村上 弊社の人事部には人事権がなく、各事業部に人事権があります。そして2000年代から社内公募制度が始まりました。この制度はグループ会社間の異動も可能で、社内で求人を出し、従業員は上司に諮らず、勝手にエントリーできる。そして秘密裏に面接が行われ、決まったところで初めて上司に伝えるのです。この時、上司には拒否権がないんですよ。

佐藤 調整もなく、その時点で決定事項になるのですか。

村上 ええ、決まったら絶対に異動させなければなりません。上司が持っている権限は、1、2カ月待ってくれ、というものだけです。

佐藤 それだと、元の職場はマイナス1になりますね。

村上 ええ、だから引き抜かれたら引き抜き返せばいいと言っています。足りなくなったら、自分の部署で公募する。ただ、魅力のない部署だったら、人は応募してきません。

佐藤 それはなかなか厳しい世界です。

村上 魅力がないのなら、それを作り出し、高めていかなければならない。そのあたりはドライにやっています。
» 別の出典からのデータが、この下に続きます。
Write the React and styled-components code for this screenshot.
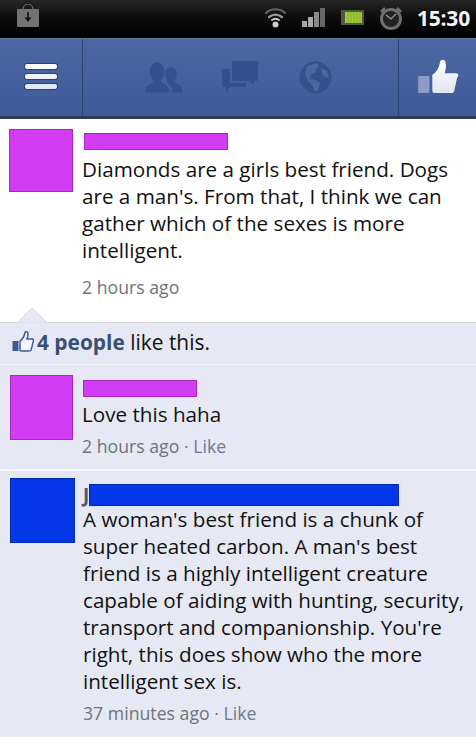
import React from "react";
import styled, { createGlobalStyle } from "styled-components";

const Global = createGlobalStyle`
  html, body { margin: 0; padding: 0; background: #fff; }
  body { font-family: "Open Sans", "Noto Sans", sans-serif; width: 476px; height: 747px; overflow: hidden; }
`;
const Page = styled.div`display:flex;flex-direction:column;width:476px;height:747px;overflow:hidden;`;
const StatusBar = styled.div`
  height: 38px; box-sizing: border-box; flex: none;
  background: linear-gradient(#262626 0, #0d0d0d 45%, #000 100%);
  display: flex; align-items: center; padding: 0 6px 3px 17px;
`;
const DownloadBadge = styled.svg`width:22px;height:23px;margin-top:-4px;`;
const StatusIcons = styled.div`margin-left:auto;display:flex;align-items:center;`;
const StatusIcon = styled.svg`flex:none;margin-right:${p => p.$gap}px;`;
const Clock = styled.span`color:#f4f4f4;font:700 21px "Open Sans",sans-serif;letter-spacing:-.2px;line-height:24px;`;
const NavBar = styled.div`
  height: 81px; flex:none; box-sizing:border-box; display:flex;
  border-top: 1px solid #68799f; border-bottom: 3px solid #2e3a5c;
  background: linear-gradient(#4d67a3, #3f5b97);
`;
const MenuCell = styled.div`
  width: 83px; box-sizing:border-box; border-right:1px solid #2c4273;
  display:flex;flex-direction:column;gap:5px;align-items:center;justify-content:center;padding:0 1px 2px 0;
`;
const MenuBar = styled.span`width:32px;height:5px;border-radius:2px;background:${p=>p.$c};box-shadow:0 0 0 1px #30436f;`;
const NavIcons = styled.div`flex:1;display:flex;align-items:center;padding:1px 0 1px 62px;`;
const NavIcon = styled.svg`flex:none;margin-right:${p=>p.$gap}px;`;
const LikeCell = styled.div`
  width:78px;box-sizing:border-box;border-left:1px solid #2c4273;display:flex;align-items:center;justify-content:center;padding:0 0 4px 0;
`;
const Post = styled.section`height:203px;flex:none;box-sizing:border-box;background:#fff;padding:10px 12px 0 9px;display:flex;gap:9px;position:relative;`;
const Avatar = styled.div`
  width:${p=>p.$w}px;height:${p=>p.$h}px;flex:none;background:${p=>p.$c};box-shadow:inset 0 0 0 1px ${p=>p.$edge};
`;
const Body = styled.div`min-width:0;flex:1;`;
const NameBar = styled.div`width:${p=>p.$w}px;height:${p=>p.$h}px;background:${p=>p.$c};box-shadow:inset 0 0 0 1px ${p=>p.$edge};`;
const PostName = styled.div`height:27px;padding-top:4px;box-sizing:border-box;padding-left:2px;`;
const Text = styled.p`
  margin:0;color:#111;font-size:20.65px;line-height:27px;white-space:pre;
`;
const Meta = styled.div`font-size:17.7px;line-height:24px;color:#6f737b;margin-top:${p=>p.$mt}px;`;
const MetaLike = styled.span`color:#6d7a93;`;
const Caret = styled.svg`position:absolute;left:17px;bottom:-1px;width:31px;height:16px;`;
const Likes = styled.div`
  height:43px;flex:none;box-sizing:border-box;background:#e6e9f4;border-top:1px solid #d2d4da;border-bottom:1px solid #f1f3f9;
  display:flex;align-items:center;padding:0 0 4px 12px;gap:3px;font-size:20.9px;color:#111;
`;
const LikeCount = styled.b`color:#3b4f75;font-weight:700;`;
const Comment = styled.section`
  height:${p=>p.$h}px;flex:none;box-sizing:border-box;background:#e6e9f4;display:flex;gap:${p=>p.$gap}px;padding:${p=>p.$top}px 0 0 10px;
  border-bottom:${p=>p.$line?"2px solid #f4f6fb":"none"};
`;
const Name1 = styled.div`height:26px;padding:5px 0 0 1px;box-sizing:border-box;`;
const Name2 = styled.div`display:flex;align-items:center;height:23px;margin-top:5px;color:#4a5a78;font-weight:700;font-size:19px;padding-left:0;`;
const Foot = styled.div`height:10px;flex:none;background:#fff;`;

export default function App(){
  return <Page><Global/>
    <StatusBar>
      <DownloadBadge viewBox="0 0 22 23">
        <path d="M6 8V5a5 5 0 0 1 10 0v3" fill="none" stroke="#777" strokeWidth="1"/>
        <rect x="0" y="5" width="22" height="18" rx="1" fill="#737373"/>
        <path d="M11 8v7" stroke="#111" strokeWidth="1.600"/>
        <path d="M7.500 13.500h7L11 18z" fill="#111"/>
      </DownloadBadge>
      <StatusIcons>
        <StatusIcon $gap={15} width="23" height="23" viewBox="0 0 23 23">
          <g fill="none" strokeLinecap="round"><path d="M2 7c5-5 14-5 19 0" stroke="#666" strokeWidth="2.200"/><path d="M5 11c4-3 9-3 13 0" stroke="#999" strokeWidth="2.200"/><path d="M8 14c2-1.500 5-1.500 7 0" stroke="#ccc" strokeWidth="2"/></g><circle cx="11.500" cy="18.500" r="3" fill="#ccc"/>
        </StatusIcon>
        <StatusIcon $gap={15} width="24" height="21" viewBox="0 0 24 21">
          <rect x="0" y="14" width="5" height="6" fill="#aaa"/><rect x="6" y="10" width="5" height="10" fill="#aaa"/><rect x="12" y="5" width="5" height="15" fill="#888"/><rect x="18" y="1" width="5" height="19" fill="#666"/>
        </StatusIcon>
        <StatusIcon $gap={15} width="23" height="17" viewBox="0 0 23 17">
          <rect x="0" y="1" width="23" height="15" fill="#4e5a40"/><rect x="4" y="3" width="17" height="11" fill="#9fc93a"/><path d="M7 3v11M10 3v11M13 3v11M16 3v11M19 3v11" stroke="#86ad2c"/>
        </StatusIcon>
        <StatusIcon $gap={14} width="24" height="24" viewBox="0 0 24 24">
          <circle cx="12" cy="13" r="9.500" fill="#222" stroke="#6f6f6f" strokeWidth="3"/><path d="M7 9l5 4 5-5" fill="none" stroke="#999" strokeWidth="1.300"/><path d="M2 6l4-4M22 6l-4-4" stroke="#6f6f6f" strokeWidth="2.500"/>
        </StatusIcon>
        <Clock>15:30</Clock>
      </StatusIcons>
    </StatusBar>
    <NavBar>
      <MenuCell>
        <MenuBar $c="#fafbfe"/><MenuBar $c="#eef2fb"/><MenuBar $c="#dfe6f5"/>
      </MenuCell>
      <NavIcons>
        <NavIcon $gap={38} width="39" height="33" viewBox="0 0 40 33" fill="#35508c">
          <path d="M0 32c0-6 3-8 8-10 1-1 1-2 0-4-2-2-3-5-3-8 0-5 3-9 7-9s8 4 8 9c0 3-1 6-3 8-1 2-1 3 0 4 5 2 8 4 8 10z"/>
          <path d="M28 32c0-5-2-8-5-10 0-1 0-2-.500-3-1-2-2-4-2-6 0-4 3-7 6-7s6 3 6 7c0 2-1 5-2 6-1 1-1 2 0 3 4 1 8 3 8 10z"/>
        </NavIcon>
        <NavIcon $gap={41} width="36" height="33" viewBox="0 0 36 33" fill="#35508c">
          <path d="M10 0h26v20h-4v4l-5-4H10z"/>
          <path d="M0 8h8v14h16v4H8l-4 6v-6H0z"/>
        </NavIcon>
        <NavIcon $gap={0} width="33" height="33" viewBox="0 0 33 33">
          <circle cx="16.500" cy="16.500" r="16" fill="#35508c"/>
          <path d="M8 5l9-3 3 3-3 3-1 4-4 1-1 5 5 1 5 3-2 7-3 2-3-7-4-4-3-7zM22 7l6 3 2 7-4-1-3-3z" fill="#4c66a0"/>
        </NavIcon>
      </NavIcons>
      <LikeCell>
        <svg width="42" height="36" viewBox="0 0 44 38">
          <defs><linearGradient id="thumbFill" x1="0" y1="0" x2="0" y2="1"><stop offset="0" stopColor="#ffffff"/><stop offset="1" stopColor="#dfe5f2"/></linearGradient></defs>
          <rect x="1" y="19" width="12" height="18" rx="1" fill="#8c9cc4"/>
          <path d="M16 18c4-3 7-7 8-13 0-3 5-5 6 0 1 4 0 8-1 11h12c3 0 3 4 1 5-1 5-2 10-3 14-1 2-2 2-4 2H19c-2 0-3-1-3-3z" fill="url(#thumbFill)"/>
        </svg>
      </LikeCell>
    </NavBar>
    <Post>
      <Avatar $w={64} $h={63} $c="#d23cf2" $edge="#a927c3"/>
      <Body>
        <PostName><NameBar $w={144} $h={17} $c="#d23cf2" $edge="#a927c3"/></PostName>
        <Text>{"Diamonds are a girls best friend. Dogs\nare a man's. From that, I think we can\ngather which of the sexes is more\nintelligent."}</Text>
        <Meta $mt={11}>2 hours ago</Meta>
      </Body>
      <Caret viewBox="0 0 31 16"><path d="M0 16L15 1l16 15z" fill="#e6e9f4" stroke="#d8dae0"/></Caret>
    </Post>
    <Likes>
      <svg width="22" height="21" viewBox="0 0 22 21" style={{flex:"none"}}>
        <rect x="0.500" y="10" width="6" height="10" fill="#3b5998"/>
        <path d="M8 10c3-2 4-4 5-8 0-2 3-2 3 1 0 2-.500 3-1 5h5c2 0 2 2 1 3-.500 3-1 5-2 8-.500 1-1 1-2 1H9c-1 0-1-1-1-1z" fill="#f3f5fb" stroke="#3b5998" strokeWidth="1.500"/>
      </svg>
      <span><LikeCount>4 people</LikeCount> like this.</span>
    </Likes>
    <Comment $h={106} $gap={9} $top={10} $line>
      <Avatar $w={63} $h={65} $c="#d23cf2" $edge="#a927c3"/>
      <Body>
        <Name1><NameBar $w={114} $h={17} $c="#d23cf2" $edge="#a927c3"/></Name1>
        <Text>Love this haha</Text>
        <Meta $mt={6}>2 hours ago · <MetaLike>Like</MetaLike></Meta>
      </Body>
    </Comment>
    <Comment $h={266} $gap={8} $top={7}>
      <Avatar $w={65} $h={65} $c="#0437e8" $edge="#032ab0"/>
      <Body>
        <Name2>J<NameBar $w={310} $h={22} $c="#0437e8" $edge="#032ab0"/></Name2>
        <Text>{"A woman's best friend is a chunk of\nsuper heated carbon. A man's best\nfriend is a highly intelligent creature\ncapable of aiding with hunting, security,\ntransport and companionship. You're\nright, this does show who the more\nintelligent sex is."}</Text>
        <Meta $mt={6}>37 minutes ago · <MetaLike>Like</MetaLike></Meta>
      </Body>
    </Comment>
    <Foot/>
  </Page>;
}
佐藤 その制度は年間、どのくらいの公募数があるのですか。

村上 数十件の募集があります。

佐藤 かなりの数ですね。

村上 よく「事業は人なり」と言いますが、この会社には昔から「事業は借り物、人が本物」という言葉があります。だから事業は何でもいい、ということになる。そして過去の成功にとらわれず、新しいことに挑戦し、時代に合わせて会社を変化させることができたのも、その理念があってのことです。今後も変化を当たり前として、社会に貢献する事業を展開していきたいと思っています。

村上雅洋(むらかみまさひろ) 日清紡HD社長
1958年大阪出身。滋賀大学経済学部卒。82年日清紡績(現・日清紡ホールディングス)入社。工場の労務管理、総務部門を中心に歩み、2008年執行役員、10年取締役執行役員、事業支援センター長、14年経営戦略センター長。15年に専務となり、18年副社長を経て、19年より社長。